А вдали рисунок четкий
Иннокентий Анненский
Леса синие верхи,
Как на меди крепкой водкой
Проведенные штрихи
Выбор вида искусства и конкретной техники для творчества каждым художником всегда не случаен, даже если кажется, что главную роль тут могут играть предложенные судьбой обстоятельства. И все же, нитью Ариадны в этом лабиринте возможностей владеет индивидуальный творческий темперамент. В итоге он и приводит каждого творца к выбору самого верного инструмента, с помощью которого тот делает сущими, зримыми для других людей свое ощущение мира, свои мысли и идеи, эмоции и чувства…
Художник-гравер, который не выступает на арт-сцене в иных амплуа, сегодня довольно редкое явление. Это, можно сказать, уходящая натура. Многие современные художники все чаще пробуют свои силы во всевозможных видах искусства и художественных практиках, не замыкаясь в узкоцеховых рамках. И выбор только одного технического языка становится роскошью. Даже, в какой-то мере, актом самоотречения. И это достаточно смелое решение Марии Смольяниновой пытаться говорить исключительно на таком традиционном художественном языке, как гравюра на металле, в условиях безбрежного разнообразия формотворчества и новых технологий.
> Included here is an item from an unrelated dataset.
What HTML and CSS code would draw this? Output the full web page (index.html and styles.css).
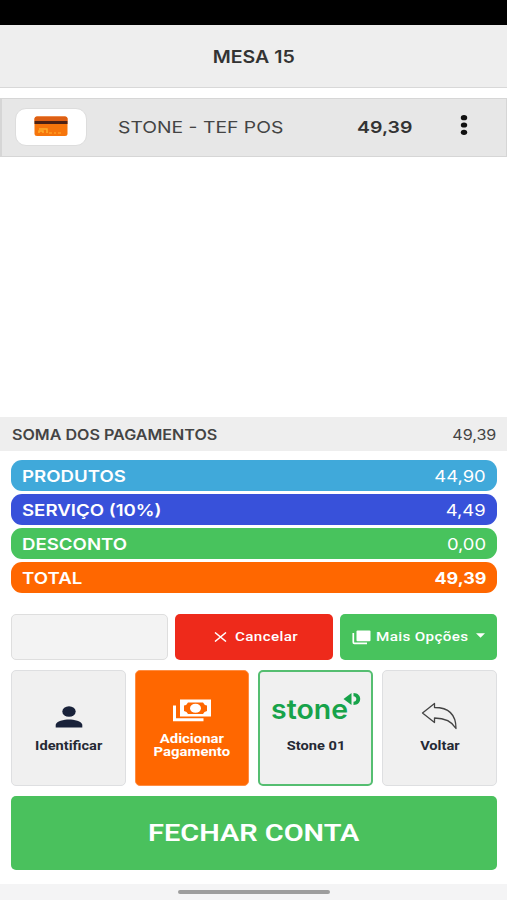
FILE: index.html
```html
<!DOCTYPE html>
<html lang="pt-BR">
<head>
<meta charset="utf-8">
<title>Mesa 15</title>
<link rel="stylesheet" href="styles.css">
</head>
<body>
<div class="statusbar"></div>
<header class="header"><h1 class="t t-title">MESA 15</h1></header>
<section class="payment">
  <div class="card-icon">
    <svg width="34" height="21" viewBox="0 0 34 21"><rect x=".5" y=".5" width="33" height="19.5" rx="2.5" fill="#f6750b"/><path d="M.5 5V3Q.5.5 3 .5h28q2.5 0 2.500 2.500v2z" fill="#dd5f14"/><path d="M.5 5h33v3H.5z" fill="#4c2115"/><path d="M5 13h8v4M5 17v-2h4v2" fill="none" stroke="#ffad2c" stroke-width="1.500"/><path d="M15 17h3m2 0h2m2 0h3" stroke="#ff9c22" stroke-width="1.300"/></svg>
  </div>
  <div class="method"><span class="t t-method">STONE - TEF POS</span></div>
  <div class="amount"><span class="t t-amount">49,39</span></div>
  <svg class="dots" width="10" height="22" viewBox="0 0 10 22"><ellipse cx="5" cy="3.700" rx="3.200" ry="2.600"/><ellipse cx="5" cy="11" rx="3.200" ry="2.600"/><ellipse cx="5" cy="18.300" rx="3.200" ry="2.600"/></svg>
</section>
<main class="space"></main>
<section class="sum"><span class="t t-sum">SOMA DOS PAGAMENTOS</span><span class="t r t-sumv">49,39</span></section>
<section class="totals">
  <div class="row products"><span class="t">PRODUTOS</span><span class="t r">44,90</span></div>
  <div class="row service"><span class="t">SERVIÇO (10%)</span><span class="t r">4,49</span></div>
  <div class="row discount"><span class="t">DESCONTO</span><span class="t r">0,00</span></div>
  <div class="row total"><span class="t">TOTAL</span><span class="t r t-strong">49,39</span></div>
</section>
<section class="actions">
  <div class="btn blank"></div>
  <button class="btn cancel"><svg width="13" height="10" viewBox="0 0 13 10"><path d="M1 .5l11 9M12 .5l-11 9" stroke="#fff" stroke-width="1.500"/></svg><span class="t">Cancelar</span></button>
  <button class="btn more"><svg width="19" height="15" viewBox="0 0 19 15"><rect x="4.500" y=".5" width="14" height="10.800" rx="1" fill="#fff"/><path d="M1.300 3v9.300q0 1 1 1H15" fill="none" stroke="#fff" stroke-width="1.700"/></svg><span class="t">Mais Opções</span><svg class="caret" width="9" height="5" viewBox="0 0 9 5"><path d="M0 .3h9L4.500 4.700z" fill="#fff"/></svg></button>
</section>
<section class="tiles">
  <button class="tile"><svg class="ico" width="28" height="22" viewBox="0 0 28 22"><ellipse cx="14" cy="5.500" rx="6.700" ry="5.300" fill="#19223a"/><path d="M.7 21.500v-2.700c0-3.600 8.800-5.400 13.300-5.400s13.300 1.800 13.300 5.400v2.700z" fill="#19223a"/></svg><span class="t">Identificar</span></button>
  <button class="tile add"><svg class="ico" width="38" height="24" viewBox="0 0 38 24"><path d="M1.500 6.500v14.300H30.500" fill="none" stroke="#fff" stroke-width="3"/><path fill="#fff" fill-rule="evenodd" d="M7 .5h31v17H7zM15 3.500Q14 6 11 6.500v5.500q3 .5 4 3h15q1-2.500 4-3v-5.500Q31 6 30 3.500z"/><ellipse cx="22.500" cy="9.300" rx="5.500" ry="4.500" fill="#fff"/></svg><span class="t">Adicionar</span><span class="t">Pagamento</span></button>
  <button class="tile selected"><svg class="logo" width="90" height="36" viewBox="0 0 90 36" fill="#17a34a"><text class="brand" x="0" y="27" textLength="77" lengthAdjust="spacingAndGlyphs">stone</text><path d="M80.500 1v12L72.500 7zM82.500 1C91.500 1 91.500 13 82.500 13V9.800C86.300 9.500 86.300 4.500 82.500 4.200z"/></svg><span class="t">Stone 01</span></button>
  <button class="tile"><svg class="ico back" width="37" height="29" viewBox="0 0 37 29"><path d="M1.500 11L13.500 1.500V5.500C27 5.500 35 12 35 26.500C31 19.500 24 16 13.500 16V20.500Z" fill="none" stroke="#444" stroke-width="1.300" stroke-linejoin="round"/></svg><span class="t">Voltar</span></button>
</section>
<button class="close"><span class="t t-close">FECHAR CONTA</span></button>
<footer class="nav"><div class="pill"></div></footer>
</body>
</html>
```
FILE: styles.css
```css
* { box-sizing: border-box; }
body { margin: 0; width: 507px; height: 900px; overflow: hidden; background: #fff; display: flex; flex-direction: column; font-family: Inter, "Liberation Sans", sans-serif; color: #333; }
button { font-family: Roboto, "Liberation Sans", sans-serif; border: 0; padding: 0; margin: 0; color: #fff; }
svg { display: block; flex: none; }
.t { display: inline-block; white-space: nowrap; transform-origin: left center; }
.r { transform-origin: right center; }
.statusbar { height: 25px; background: #000; flex: none; }
.header { height: 63px; background: #eee; border-bottom: 1px solid #d8d8d8; display: flex; align-items: center; justify-content: center; flex: none; }
.t-title { margin: 1px 0 0; font-size: 17px; font-weight: 600; line-height: 20px; transform-origin: center; transform: scaleX(1.15); }
.payment { margin-top: 10px; height: 59px; flex: none; background: #e7e7e7; border: 1px solid #d6d6d6; border-left-width: 2px; display: grid; grid-template-columns: 116px 238.5px 102.5px 1fr; align-items: center; }
.card-icon { width: 72px; height: 38px; margin-left: 13px; margin-top: -2px; background: #fff; border: 1px solid #ddd; border-radius: 11px; display: flex; align-items: center; justify-content: center; }
.method, .amount { margin-top: -2px; }
.t-method { font-size: 16.500px; color: #444; transform: scaleX(1.17); }
.t-amount { font-size: 16.500px; font-weight: 600; transform: scaleX(1.18); }
.dots { fill: #111; margin-top: -5px; }
.space { flex: none; height: 260px; }
.sum { height: 34px; flex: none; background: #eee; padding: 0 11px 0 12px; display: flex; align-items: center; justify-content: space-between; font-size: 14px; color: #444; }
.t-sum { font-weight: 600; transform: scaleX(1.15); }
.t-sumv { transform: scaleX(1.15); }
.totals { padding: 9px 10px 0 11px; display: flex; flex-direction: column; gap: 3px; flex: none; }
.row { height: 31px; border-radius: 11px; padding: 0 11px; display: flex; align-items: center; justify-content: space-between; color: #fff; font-size: 16px; }
.row .t { transform: scaleX(1.15); }
.row .t:first-child { font-weight: 600; transform: scaleX(1.165); }
.row .t-strong { font-weight: 700; transform: scaleX(1.12); }
.products { background: #40a9da; }
.service { background: #3851da; }
.discount { background: #48c35d; }
.total { background: #ff6700; }
.actions { margin: 21px 10px 0 11px; display: grid; grid-template-columns: repeat(3, 1fr); gap: 7px; flex: none; }
.btn { height: 46px; border-radius: 5px; display: flex; align-items: center; font-size: 13px; font-weight: 500; letter-spacing: .3px; }
.blank { background: #f3f3f3; border: 1px solid #dedede; }
.cancel { background: #ee2a1b; padding-left: 39px; gap: 8px; }
.more { background: #48c35d; padding-left: 12px; gap: 5px; }
.btn .t { transform: scaleX(1.17); margin-top: -2px; }
.caret { margin-left: auto; margin-right: 12px; margin-top: -3px; }
.tiles { margin: 10px 10px 0 11px; display: grid; grid-template-columns: repeat(4, 115px); justify-content: space-between; flex: none; }
.tile { height: 116px; border-radius: 5px; background: #f0f0f0; border: 1px solid #dedfe1; display: flex; flex-direction: column; align-items: center; color: #252934; font-size: 12.500px; font-weight: 700; line-height: 14px; }
.tile .t { transform-origin: center; transform: scaleX(1.17); }
.ico { margin-top: 35px; margin-bottom: 11px; }
.add { background: #ff6700; border-color: #ff8d42; color: #fff; margin-right: 1px; font-size: 12px; line-height: 13px; }
.add .t { transform: scaleX(1.24); }
.add .ico { margin-top: 28px; margin-bottom: 10px; }
.selected { border: 2px solid #55be71; }
.logo { margin-top: 20px; margin-bottom: 11px; overflow: visible; }
.brand { font-family: Inter, sans-serif; font-size: 27.500px; font-weight: 600; }
.back { margin-top: 31px; margin-bottom: 8px; }
.close { margin: 10px 10px 0 11px; height: 74px; flex: none; border-radius: 5px; background: #4ac15d; font-size: 24px; font-weight: 600; }
.t-close { transform-origin: center; transform: scaleX(1.205); }
.nav { margin-top: auto; height: 16px; background: #f4f4f5; display: flex; justify-content: center; padding-top: 6px; flex: none; }
.pill { width: 152px; height: 4px; border-radius: 2px; background: #9d9d9d; }
```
По собственным словам Марии, она пришла к черно-белой графике (и именно к офорту), как к осознанному ограничению. Избрание офорта, как единственного средства для трансляции своих творческих идей, характеризует ее как личность твердой дисциплины и высокой требовательности к себе. Далеко не каждый художник способен оперировать этим весьма неторопливым гравировальным методом, подразумевающим несколько этапов чисто технической подготовки и значительных временных затрат, которые обусловлены технологией процесса. Фактически это своеобразный церемониал, священнодействие, магия. И это не совсем метафора, так как действительно в процессе создания офорта есть элемент непредсказуемости. Это связано с тем, что химический процесс травления зависит от многих факторов. Невозможно со стопроцентной уверенностью предугадать, как глубоко протравится штрих, как ляжет пятно, какое в итоге получится соотношение тонов, из которых и складывается изображение. И возможно, что оно будет во многом отлично от изначального замысла художника. Эта рецептура, как правило, выверена, но всегда есть элемент случайности, который может стать или приятным, или разочаровывающим сюрпризом. Как говорит Мария: «Иногда пластина ведет меня за собой, и здесь приходится делать выбор – последую ли я за ней, либо же буду действовать по своему сценарию». На этой развилке нелегко бывает понять, кто же прав…
Искусство офорта требует от художника не только технических навыков, но прежде всего способность структурно мыслить, выделять главное, основное, стержневое. В этом и есть его созвучность с внутренней тягой Марии к выявлению конструктивной сути предметов и пространств. Это, конечно же, не самоцель, а прием, через который транслируется идея гармонии, взаимосвязи и взаимодополняемости всего в мироздании. Основной ее жанр — пейзаж: натурный, урбанистический, индустриальный. И особая тема – архитектура и природа, их взаимодействие и антагонизм, диалог и соперничество. Пейзажи Марии почти всегда пустынны. Человек где-то за кадром. Его присутствие, как правило, обозначено лишь каким-то рукотворным предметом (архитектурой, вагонами, рельсами, дорогой, скамейкой, стогом, распаханным полем).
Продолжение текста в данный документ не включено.